In Kunst verpackte Regimekritik
In der Babypause wächst die Lehrerin in die Szene von Künstlern und Intellektuellen hinein. Mail-Art, kunstvolle Kritik auf Postkarten, interessiert sie. Auch bei einer Aktion des Pfarrers Christoph Wonneberger ist sie dabei. Die Ausstellung in der Dresdner Weinbergkirche zeigt 300 Zielscheiben, umgearbeitet zu Symbolbildern für Frieden und Abrüstung. Die Stasi guckt zu. In den Westen fliehen wollte Paschold nie. Sohn Moritz besucht eine kirchliche Kita. Paschold soll ihn in eine staatliche Einrichtung geben. Sie weigert sich. Immer öfter eckt sie an, weil sie den Lehrplan nur als Empfehlung versteht. „Ich wollte nicht nur über Parteitage reden, sondern über Literatur und Geschichte.“ Kindern selbstständiges Denken beibringen. Edgar Ellen Poe und Franz Kafka statt Lenin und Stalin.
All diese kleinen Widerstände werden ihr im März 1984 zum Verhängnis. Sie knickt nicht ein. Nach zwei Wochen täglicher Verhöre ist der Spuk vermeintlich vorbei. Paschold darf nach Hause und wieder in die Schule. Es ist nur der Beginn für die nächste Phase der Zerstörung ihrer Existenz. Die Vorbereitungsunterlagen sind weg. Dafür sitzt nun jedes Mal ein MfS-Mitarbeiter im Unterricht. Ihre Klasse muss sie vor den Abschlussprüfungen abgeben. Die Stasi droht mit Haft, um ihr Kind werde sich der Staat kümmern. Jetzt spürt Paschold Angst, versteckt sich zwei Tage in einem Wald und geht schließlich zur Abteilung Volksbildung. Das System hat gewonnen. Sie unterschreibt einen Aufhebungsvertrag, verliert ihren Job endgültig. Als Schneiderin darf sie nur noch 1 000 Mark im Jahr verdienen. Die Ehe scheitert 1986 auch daran, dass Romeos Annäherungsversuche machen, Agenten, die Liebe vortäuschen, um an ihre Opfer heranzukommen. Mit einigen sei etwas gelaufen, sagt Paschold. Erst aus ihrer Stasi-Akte sollte sie später erfahren, wer die Männer schickte. Schließlich geht sie zurück nach Thüringen, zieht in ein kleines Bauernhaus. Die Schikanen gehen weiter. Viele meiden die Neuankömmlinge, der Sohn wird verprügelt. In der Stasi-Akte steht, dass in der Dorfkneipe gegen sie gehetzt wurde.

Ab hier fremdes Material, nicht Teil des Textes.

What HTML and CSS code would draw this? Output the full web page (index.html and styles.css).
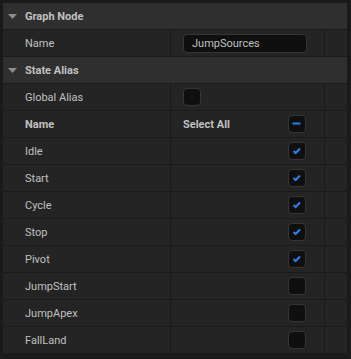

Sozialhilfe statt Schuldienst
Nach der Wende bewirbt sie sich um freie Lehrerstellen. Erfolglos. Sie soll nachweisen, wieso sie seit 1984 nicht mehr unterrichten durfte. Das klappt nicht, weil die Stasi-Unterlagenbehörde eine Welle von Anträgen zu bearbeiten hat. 1992 erhält sie eine ABM-Stelle als Straßenkehrerin. Die politische Rehabilitation kommt erst 1995. Wieder bewirbt sich Paschold bei den Thüringer Schulbehörden. Nun seien alle Stellen besetzt, heißt es. Auf dem Bauernhof will sie eine Kita einrichten. Aber es gibt keine Fördermittel. Zwischendurch ist sie ehrenamtlich in einer Jugendkneipe tätig, um endlich wieder mit jungen Leuten zu arbeiten. Der Bewerbungsmarathon geht weiter. Vielleicht klappt es ja mit politischer Bildungsarbeit. Sie hätte einiges zu erzählen. Keine Chance. Wie kann ein Mensch so viele Jahre der Ablehnung überstehen? Mini-Jobs und Kurzzeit-Engagements als Erziehungshilfe können kaum motivieren. „Ich kann nur mit Leidenschaft etwas machen oder gar nicht.“ Künftig will sie in der Dresdner Stasi-Gedenkstätte mitarbeiten, Führungen machen, vor allem für Schüler. Ein erstes Gespräch sei positiv verlaufen. Vielleicht zieht sie sogar wieder in die Stadt. Wenn sie es sich leisten kann.
Marlis Paschold lebt seit der Wende von Sozialhilfe. 359 Euro pro Monat, dazu eine SED-Opferrente von 184 Euro. Beim Thüringer Landesverwaltungsamt hat sie einen Antrag auf Entschädigung gestellt – für alle entgangenen Arbeitsjahre seit 1984. „Ich gebe mich nicht eher zufrieden“, sagt sie. Unbequem ist Paschold immer noch.